Using the grand jury process, the District Attorney's Office indicted Rehberg on three separate occasions for allegedly harassing the recipients of his anonymous faxes and for assaulting a doctor, a crime that Paulk later acknowledged had never occurred. Paulk was the sole complaining witness against Rehberg before the grand jury.

All three indictments were eventually dismissed as legally insufficient. Feeling that he had been persecuted unjustly by the District Attorney, Rehberg filed a complaint against Paulk and others, alleging ten counts, including participation in evidence fabrication, implying that Paulk had given false testimony to the grand jury.

The allegation of grand jury perjury was the primary reason that the case went to the Supreme Court. While most of us would agree that lying to a grand jury is a serious offense, our legal system looks at the issue through the lens of its immunity law, which, depending on circumstances, often offers absolute immunity or qualified immunity to those who testify in court cases. When absolute immunity is granted, there is effectively no opportunity for the injured party -- the victim of the false testimony -- to seek any recourse for the other side's having made false testimony to a grand jury.
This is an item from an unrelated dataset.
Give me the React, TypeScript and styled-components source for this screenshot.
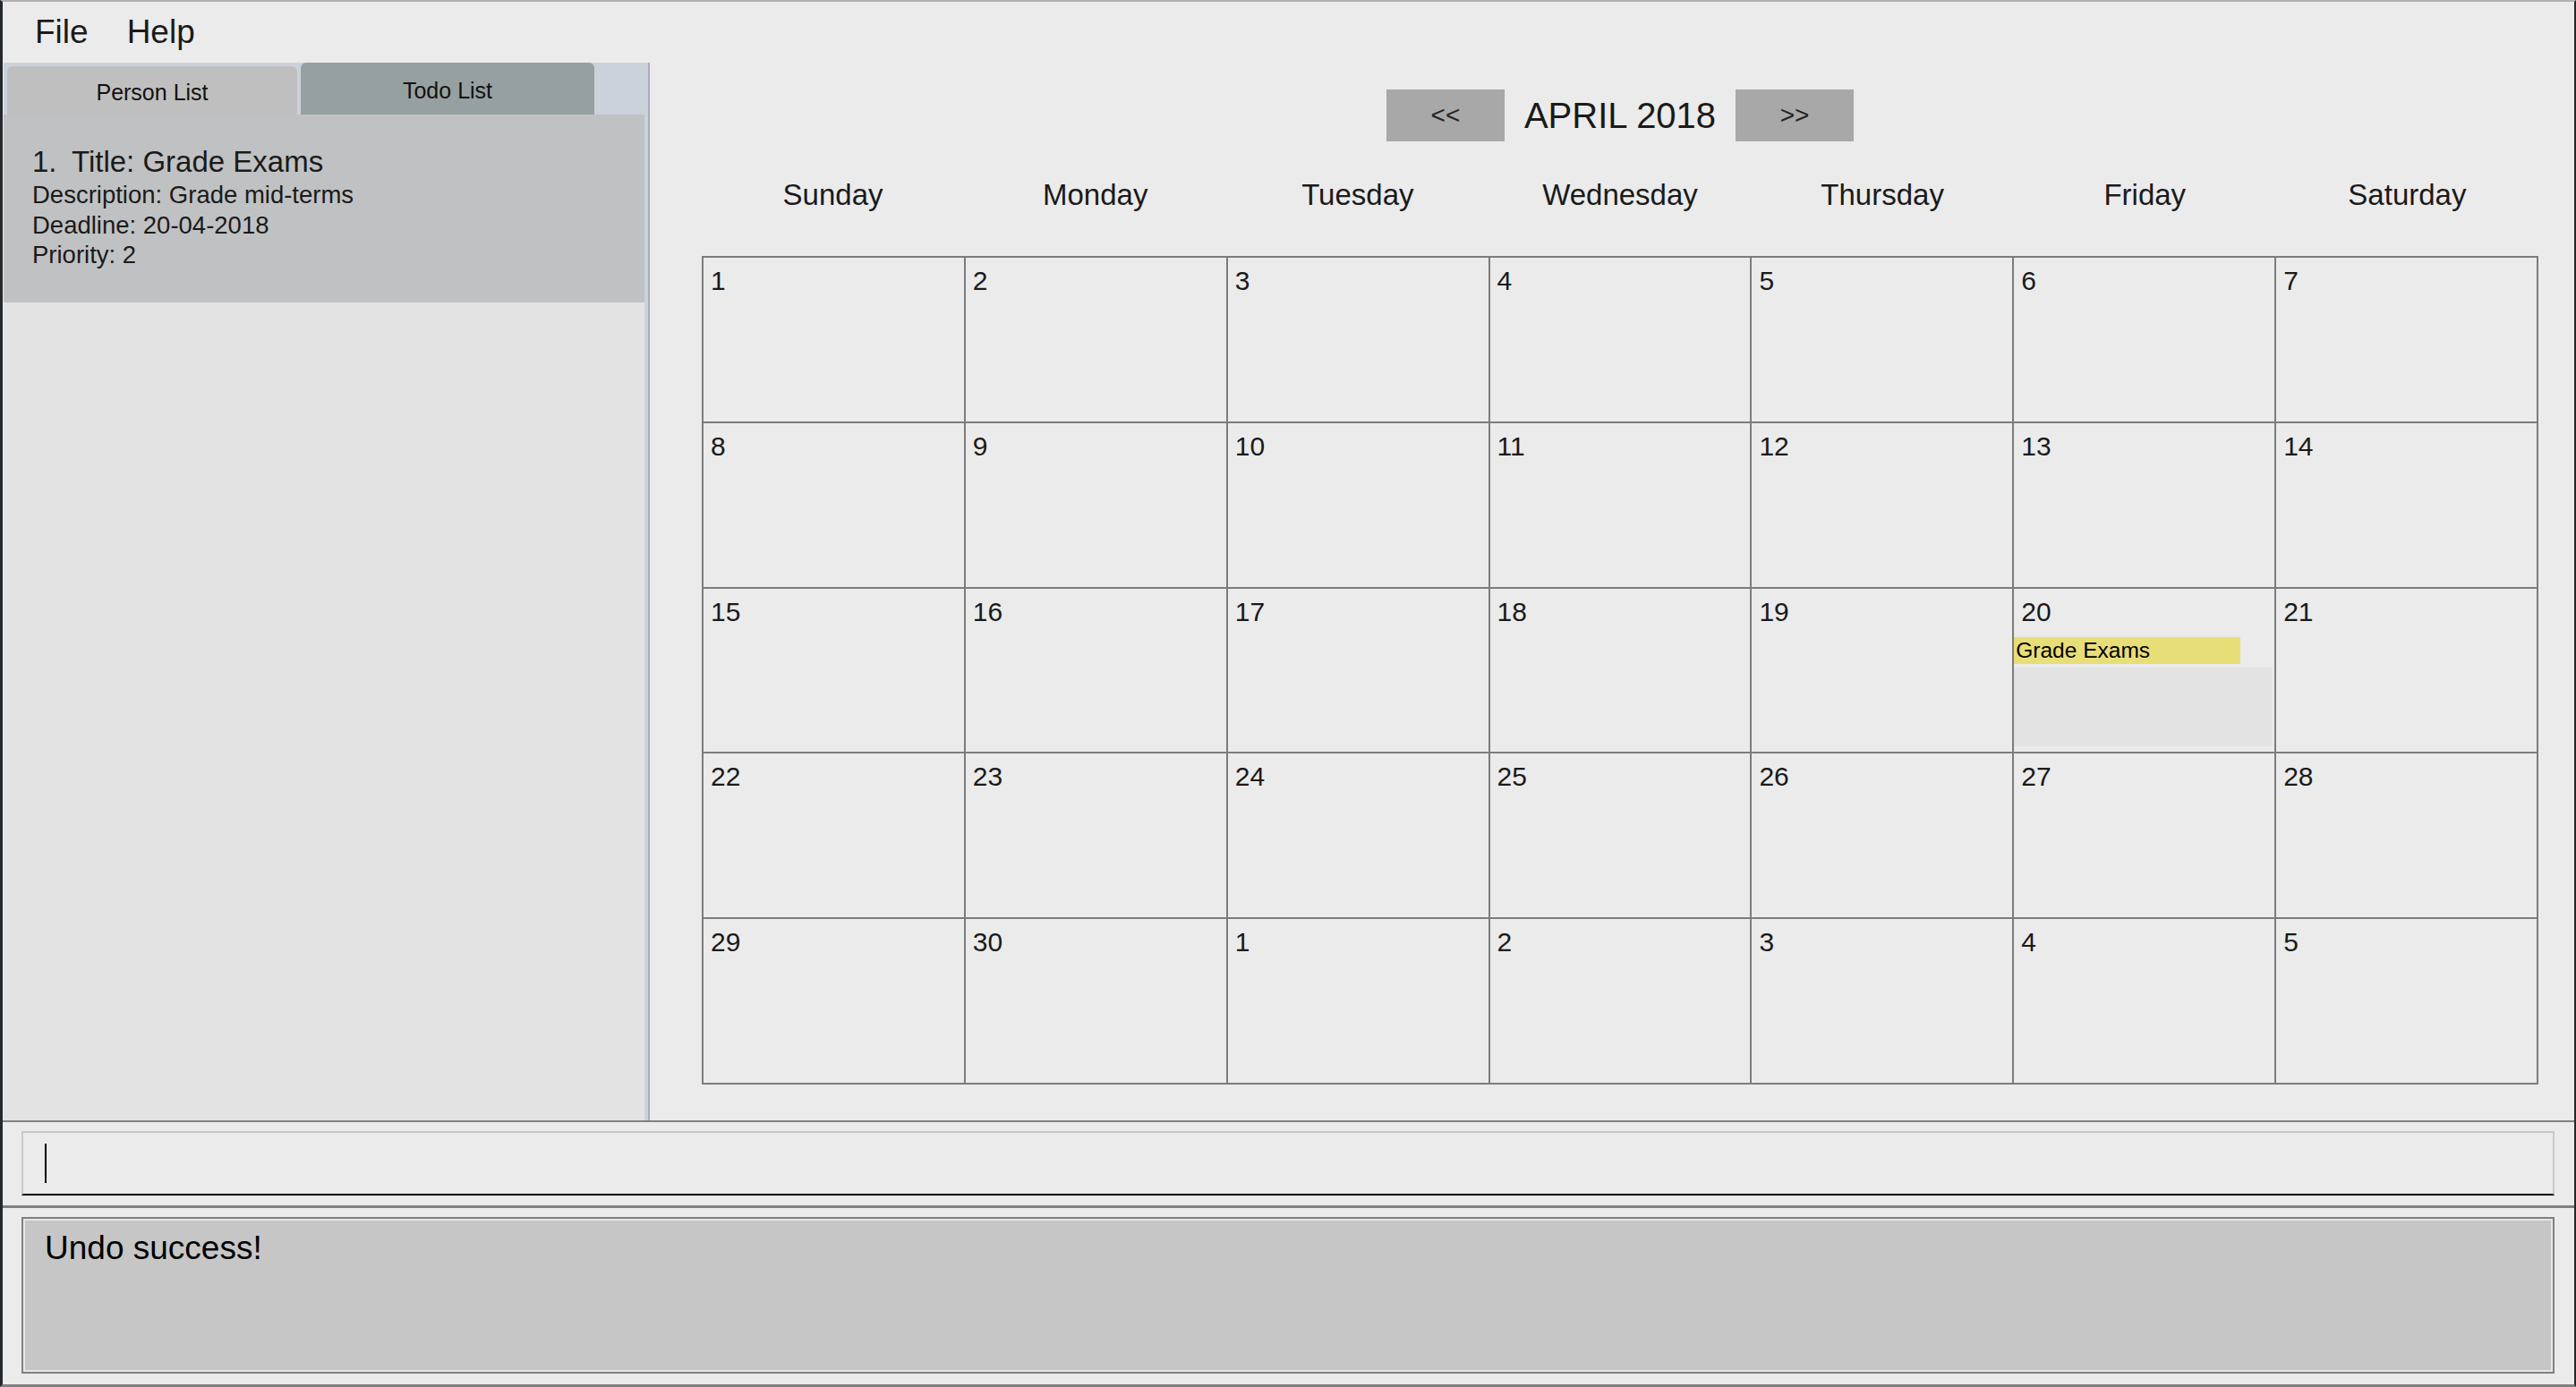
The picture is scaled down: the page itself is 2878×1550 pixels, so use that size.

The nuance here is that perjury is still a crime. The Court can go after somebody for perjury, but the individual who is damaged by the perjury, Rehberg in this case, is powerless to get justice if the Court itself does not take action.

With respect to Rehberg v. Paulk, Justice Samuel Alito Jr., writing for the Supreme Court, decided that Rehberg could not go after Paulk for perjury; only the Court could do that, and they had chosen not to.

Alito noted that a 1983 decision by the justices held that a trial witness sued under Section 1983 of the Civil Rights Act of 1871 had absolute immunity for any claim based on the witness's testimony. Without absolute immunity, the Court said in that earlier decision, witnesses might be reluctant to testify or be inclined to shade the truth for fear of subsequent liability.

"The factors that justify absolute immunity for trial witnesses apply with equal force to grand jury witnesses," Alito wrote. "In both contexts, a witness' fear of retaliatory litigation may deprive the tribunal of critical evidence, and in neither context is the deterrent of potential civil liability needed to prevent perjurious testimony."

Perjury before a grand jury, Alito argued, is like perjury at trial, a serious criminal offense. Alito concluded "there is no reason to think that this deterrent is any less effective in preventing false grand jury testimony."

In fact, there is a very good reason to think that the threat of perjury is less of a deterrent before a grand jury. Grand jury witnesses are prosecution witnesses. Prosecutors will not indict their own witnesses for lying to further a prosecution.

This out-of-touch-with-reality type of reasoning by courts is a big part of why police officers and prosecutor's investigators know they can lie with impunity. The foxes are guarding the hen house.